- GOAL OF THE EXERCISE
Output the full listing below exactly as it reads, and skip anything that is a picture.

- RECORDED DATA
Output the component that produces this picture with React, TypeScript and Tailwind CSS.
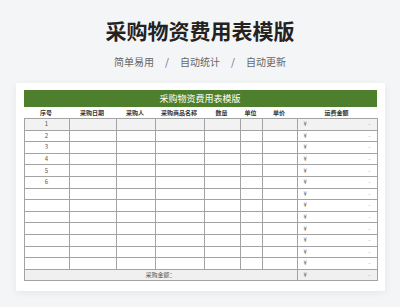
const cols = [45, 47, 39, 49, 36, 22, 35, 80];
const heads = ['序号', '采购日期', '采购人', '采购商品名称', '数量', '单位', '单价', '运费金额'];
const rows = Array.from({ length: 13 }, (_, i) => (i < 6 ? String(i + 1) : ''));

const cjk = "font-['Noto_Sans_CJK_SC','Noto_Sans',sans-serif]";

export default function App() {
  return (
    <div className={`w-[400px] h-[307px] bg-[#f4f5f7] flex flex-col items-center ${cjk}`}>
      <h1 className="mt-[16px] text-[21px] leading-[28px] font-bold text-[#222]">采购物资费用表模版</h1>
      <div className="mt-[11px] flex items-center gap-[11px] text-[10px] leading-[14px] text-[#666]">
        <span>简单易用</span>
        <span>/</span>
        <span>自动统计</span>
        <span>/</span>
        <span>自动更新</span>
      </div>
      <div className="mt-[14px] w-[369px] bg-white shadow-[0_2px_8px_rgba(0,0,0,0.06)] px-[8px] pt-[7px] pb-[10px]">
        <div className="h-[17px] bg-[#4e7f2d] flex items-center justify-center text-white text-[9px]">
          采购物资费用表模版
        </div>
        <div className="flex h-[11px] items-center text-[6px] font-bold text-[#333]">
          {heads.map((h, i) => (
            <div key={h} style={{ width: cols[i] }} className="text-center">
              {h}
            </div>
          ))}
        </div>
        <table className="table-fixed border-collapse w-[353px] border border-[#8c8c8c] text-[6px] leading-[8px] text-[#555]">
          <colgroup>
            {cols.map((w, i) => (
              <col key={i} style={{ width: w }} />
            ))}
          </colgroup>
          <tbody>
            {rows.map((n, i) => (
              <tr key={i} className={`h-[11.6px] ${i === 0 ? 'bg-[#f2f2f2]' : ''}`}>
                <td className="border border-[#a3a3a3] text-center p-0 text-[#555]">{n}</td>
                <td className="border border-[#a3a3a3] p-0" />
                <td className="border border-[#a3a3a3] p-0" />
                <td className="border border-[#a3a3a3] p-0" />
                <td className="border border-[#a3a3a3] p-0" />
                <td className="border border-[#a3a3a3] p-0" />
                <td className="border border-[#a3a3a3] p-0" />
                <td className="border border-[#a3a3a3] p-0 px-[6px]">
                  <div className="flex justify-between items-center">
                    <span>¥</span>
                    <span className="text-[#999]">-</span>
                  </div>
                </td>
              </tr>
            ))}
            <tr className="h-[11.6px] bg-[#f0f0f0]">
              <td colSpan={7} className="border border-[#a3a3a3] text-center p-0">
                采购金额：
              </td>
              <td className="border border-[#a3a3a3] p-0 px-[6px]">
                <div className="flex justify-between items-center">
                  <span>¥</span>
                  <span className="text-[#999]">-</span>
                </div>
              </td>
            </tr>
          </tbody>
        </table>
      </div>
    </div>
  );
}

- COMPLETED EXERCISE
Output the component that produces this picture with React, TypeScript and Tailwind CSS.
const cols = [45, 47, 39, 49, 36, 22, 35, 80];
const heads = ['序号', '采购日期', '采购人', '采购商品名称', '数量', '单位', '单价', '运费金额'];
const rows = Array.from({ length: 13 }, (_, i) => (i < 6 ? String(i + 1) : ''));

const cjk = "font-['Noto_Sans_CJK_SC','Noto_Sans',sans-serif]";

export default function App() {
  return (
    <div className={`w-[400px] h-[307px] bg-[#f4f5f7] flex flex-col items-center ${cjk}`}>
      <h1 className="mt-[16px] text-[21px] leading-[28px] font-bold text-[#222]">采购物资费用表模版</h1>
      <div className="mt-[11px] flex items-center gap-[11px] text-[10px] leading-[14px] text-[#666]">
        <span>简单易用</span>
        <span>/</span>
        <span>自动统计</span>
        <span>/</span>
        <span>自动更新</span>
      </div>
      <div className="mt-[14px] w-[369px] bg-white shadow-[0_2px_8px_rgba(0,0,0,0.06)] px-[8px] pt-[7px] pb-[10px]">
        <div className="h-[17px] bg-[#4e7f2d] flex items-center justify-center text-white text-[9px]">
          采购物资费用表模版
        </div>
        <div className="flex h-[11px] items-center text-[6px] font-bold text-[#333]">
          {heads.map((h, i) => (
            <div key={h} style={{ width: cols[i] }} className="text-center">
              {h}
            </div>
          ))}
        </div>
        <table className="table-fixed border-collapse w-[353px] border border-[#8c8c8c] text-[6px] leading-[8px] text-[#555]">
          <colgroup>
            {cols.map((w, i) => (
              <col key={i} style={{ width: w }} />
            ))}
          </colgroup>
          <tbody>
            {rows.map((n, i) => (
              <tr key={i} className={`h-[11.6px] ${i === 0 ? 'bg-[#f2f2f2]' : ''}`}>
                <td className="border border-[#a3a3a3] text-center p-0 text-[#555]">{n}</td>
                <td className="border border-[#a3a3a3] p-0" />
                <td className="border border-[#a3a3a3] p-0" />
                <td className="border border-[#a3a3a3] p-0" />
                <td className="border border-[#a3a3a3] p-0" />
                <td className="border border-[#a3a3a3] p-0" />
                <td className="border border-[#a3a3a3] p-0" />
                <td className="border border-[#a3a3a3] p-0 px-[6px]">
                  <div className="flex justify-between items-center">
                    <span>¥</span>
                    <span className="text-[#999]">-</span>
                  </div>
                </td>
              </tr>
            ))}
            <tr className="h-[11.6px] bg-[#f0f0f0]">
              <td colSpan={7} className="border border-[#a3a3a3] text-center p-0">
                采购金额：
              </td>
              <td className="border border-[#a3a3a3] p-0 px-[6px]">
                <div className="flex justify-between items-center">
                  <span>¥</span>
                  <span className="text-[#999]">-</span>
                </div>
              </td>
            </tr>
          </tbody>
        </table>
      </div>
    </div>
  );
}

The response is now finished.